▶ [EXTRACTED ENTRIES]
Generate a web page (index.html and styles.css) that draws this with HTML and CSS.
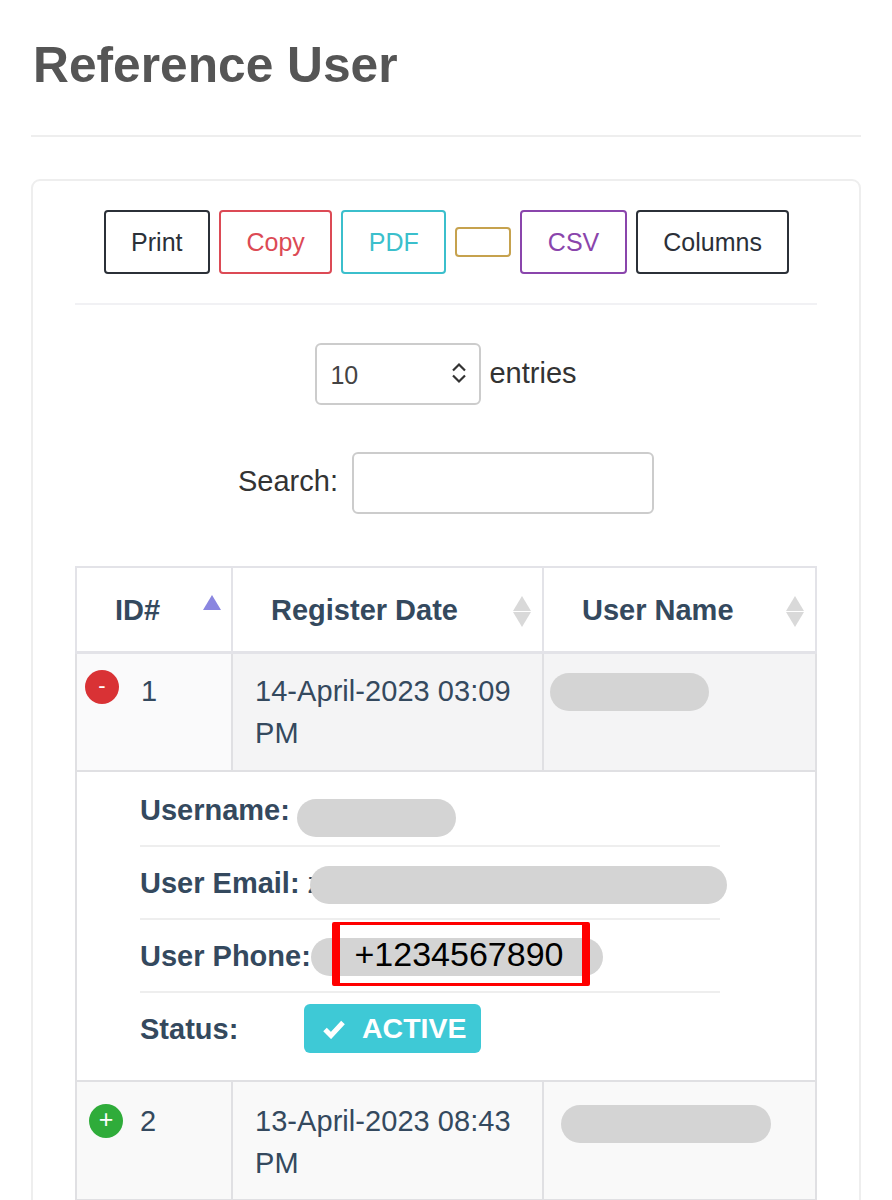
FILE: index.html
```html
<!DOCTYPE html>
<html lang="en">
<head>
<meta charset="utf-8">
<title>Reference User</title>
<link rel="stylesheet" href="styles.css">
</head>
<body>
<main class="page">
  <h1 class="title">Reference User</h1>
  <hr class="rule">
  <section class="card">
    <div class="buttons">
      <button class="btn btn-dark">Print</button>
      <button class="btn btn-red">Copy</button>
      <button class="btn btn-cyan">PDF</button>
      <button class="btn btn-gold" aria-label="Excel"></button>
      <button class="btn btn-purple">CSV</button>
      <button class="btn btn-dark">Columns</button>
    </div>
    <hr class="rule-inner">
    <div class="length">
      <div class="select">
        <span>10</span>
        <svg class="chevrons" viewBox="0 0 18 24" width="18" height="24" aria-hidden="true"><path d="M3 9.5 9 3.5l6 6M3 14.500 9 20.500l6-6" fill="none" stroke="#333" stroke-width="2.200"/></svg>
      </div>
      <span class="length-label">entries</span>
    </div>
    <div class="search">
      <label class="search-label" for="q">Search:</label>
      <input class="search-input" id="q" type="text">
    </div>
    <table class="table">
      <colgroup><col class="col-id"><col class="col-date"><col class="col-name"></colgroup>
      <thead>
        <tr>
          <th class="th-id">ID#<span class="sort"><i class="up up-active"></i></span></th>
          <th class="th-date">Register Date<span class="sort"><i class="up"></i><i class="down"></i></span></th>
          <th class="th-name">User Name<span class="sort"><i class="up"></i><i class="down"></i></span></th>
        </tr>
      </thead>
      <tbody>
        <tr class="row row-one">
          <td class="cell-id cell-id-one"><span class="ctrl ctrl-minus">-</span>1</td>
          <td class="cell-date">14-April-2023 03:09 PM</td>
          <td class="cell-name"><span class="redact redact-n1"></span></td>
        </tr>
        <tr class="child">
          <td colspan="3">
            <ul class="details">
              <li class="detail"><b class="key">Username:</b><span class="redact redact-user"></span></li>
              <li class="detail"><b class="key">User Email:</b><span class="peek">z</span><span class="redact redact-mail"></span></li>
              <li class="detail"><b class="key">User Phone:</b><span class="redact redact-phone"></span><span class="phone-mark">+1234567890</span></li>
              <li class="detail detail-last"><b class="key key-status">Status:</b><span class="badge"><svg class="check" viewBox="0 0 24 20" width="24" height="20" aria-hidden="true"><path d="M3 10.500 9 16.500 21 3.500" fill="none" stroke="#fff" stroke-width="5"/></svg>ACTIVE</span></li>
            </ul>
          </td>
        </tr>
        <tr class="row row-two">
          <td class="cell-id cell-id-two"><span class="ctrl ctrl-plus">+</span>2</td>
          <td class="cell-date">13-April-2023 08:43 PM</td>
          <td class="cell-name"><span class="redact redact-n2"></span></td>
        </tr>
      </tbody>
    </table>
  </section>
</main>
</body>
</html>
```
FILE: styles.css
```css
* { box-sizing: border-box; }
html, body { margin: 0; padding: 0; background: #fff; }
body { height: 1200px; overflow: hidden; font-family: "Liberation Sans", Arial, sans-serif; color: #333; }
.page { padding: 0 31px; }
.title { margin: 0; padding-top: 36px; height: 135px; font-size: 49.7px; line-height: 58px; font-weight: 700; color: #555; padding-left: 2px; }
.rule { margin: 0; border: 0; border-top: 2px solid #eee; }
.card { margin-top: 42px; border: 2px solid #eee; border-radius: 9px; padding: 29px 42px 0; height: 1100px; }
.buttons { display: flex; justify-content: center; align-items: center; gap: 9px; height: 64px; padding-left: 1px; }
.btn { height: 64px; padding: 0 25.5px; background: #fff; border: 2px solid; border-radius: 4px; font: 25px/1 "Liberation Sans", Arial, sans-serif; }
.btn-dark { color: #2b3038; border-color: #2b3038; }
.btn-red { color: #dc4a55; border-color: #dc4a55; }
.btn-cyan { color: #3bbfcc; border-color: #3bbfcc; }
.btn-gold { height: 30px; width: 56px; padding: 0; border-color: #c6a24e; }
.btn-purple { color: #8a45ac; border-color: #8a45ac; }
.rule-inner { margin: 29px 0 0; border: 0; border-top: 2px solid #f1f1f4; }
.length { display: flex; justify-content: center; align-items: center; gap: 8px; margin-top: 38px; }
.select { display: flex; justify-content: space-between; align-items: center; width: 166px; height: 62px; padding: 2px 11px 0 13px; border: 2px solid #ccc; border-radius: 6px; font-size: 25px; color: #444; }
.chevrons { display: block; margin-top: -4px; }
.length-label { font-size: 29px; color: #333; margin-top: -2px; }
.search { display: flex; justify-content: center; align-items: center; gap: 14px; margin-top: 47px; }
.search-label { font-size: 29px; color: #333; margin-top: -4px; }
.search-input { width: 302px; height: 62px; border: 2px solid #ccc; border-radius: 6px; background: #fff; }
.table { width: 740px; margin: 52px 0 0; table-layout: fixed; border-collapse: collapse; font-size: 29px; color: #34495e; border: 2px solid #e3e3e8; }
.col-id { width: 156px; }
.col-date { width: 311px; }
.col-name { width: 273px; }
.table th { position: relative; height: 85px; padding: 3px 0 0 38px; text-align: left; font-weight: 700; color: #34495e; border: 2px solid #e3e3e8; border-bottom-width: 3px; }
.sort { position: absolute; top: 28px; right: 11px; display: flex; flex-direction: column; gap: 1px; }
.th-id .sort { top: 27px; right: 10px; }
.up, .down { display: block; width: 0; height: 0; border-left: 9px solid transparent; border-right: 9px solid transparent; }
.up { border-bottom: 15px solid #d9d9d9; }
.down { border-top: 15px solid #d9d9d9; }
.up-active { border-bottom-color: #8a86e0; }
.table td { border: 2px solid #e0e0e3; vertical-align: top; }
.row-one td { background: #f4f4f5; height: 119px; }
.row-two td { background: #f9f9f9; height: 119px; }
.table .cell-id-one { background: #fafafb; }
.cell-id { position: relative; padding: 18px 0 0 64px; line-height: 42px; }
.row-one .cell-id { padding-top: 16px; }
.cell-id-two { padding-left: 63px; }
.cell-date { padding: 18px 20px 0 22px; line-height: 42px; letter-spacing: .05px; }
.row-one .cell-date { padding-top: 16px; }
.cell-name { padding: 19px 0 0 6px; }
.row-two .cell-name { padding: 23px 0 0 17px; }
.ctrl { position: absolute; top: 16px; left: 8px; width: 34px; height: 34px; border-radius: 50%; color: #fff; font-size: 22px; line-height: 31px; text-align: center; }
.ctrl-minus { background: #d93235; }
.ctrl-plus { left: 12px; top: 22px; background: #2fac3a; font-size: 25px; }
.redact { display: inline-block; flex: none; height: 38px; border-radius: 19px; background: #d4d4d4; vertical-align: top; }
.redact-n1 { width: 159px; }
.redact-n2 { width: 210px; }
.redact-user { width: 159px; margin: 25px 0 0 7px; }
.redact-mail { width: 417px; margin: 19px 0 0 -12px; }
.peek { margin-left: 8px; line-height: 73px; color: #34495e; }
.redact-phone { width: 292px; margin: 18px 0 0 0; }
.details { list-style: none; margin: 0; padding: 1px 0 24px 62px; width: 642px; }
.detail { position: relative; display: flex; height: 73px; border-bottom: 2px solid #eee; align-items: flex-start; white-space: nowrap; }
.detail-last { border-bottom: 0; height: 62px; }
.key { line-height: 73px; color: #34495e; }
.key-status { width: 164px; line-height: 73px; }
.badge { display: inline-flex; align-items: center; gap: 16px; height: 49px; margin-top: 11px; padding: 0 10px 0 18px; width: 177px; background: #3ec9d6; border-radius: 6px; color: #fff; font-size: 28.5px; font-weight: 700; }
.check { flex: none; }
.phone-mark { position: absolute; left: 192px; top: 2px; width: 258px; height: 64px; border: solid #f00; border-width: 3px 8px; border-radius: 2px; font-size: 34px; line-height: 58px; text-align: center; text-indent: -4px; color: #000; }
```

---

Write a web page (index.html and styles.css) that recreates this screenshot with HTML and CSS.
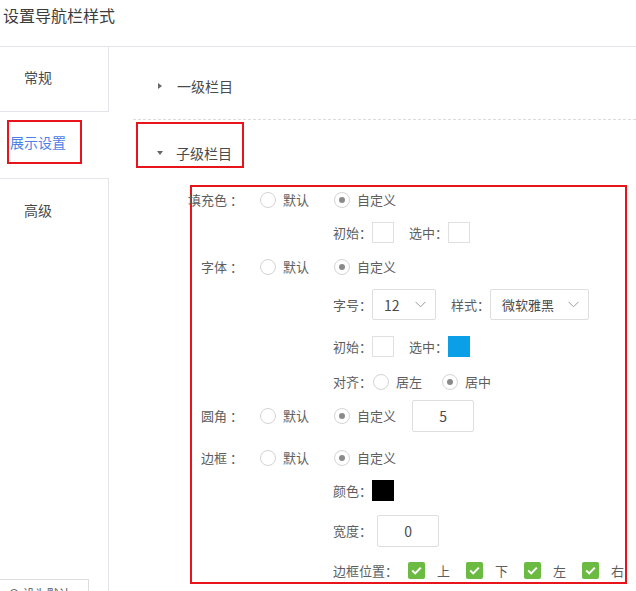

▶ [INSTRUCTIONS FOR THE TASK]
Search the entries for "with" and copy out each line that has it.

▶ [EXERCISE OUTPUT]
Generate a web page (index.html and styles.css) that draws this with HTML and CSS.
Write a web page (index.html and styles.css) that recreates this screenshot with HTML and CSS.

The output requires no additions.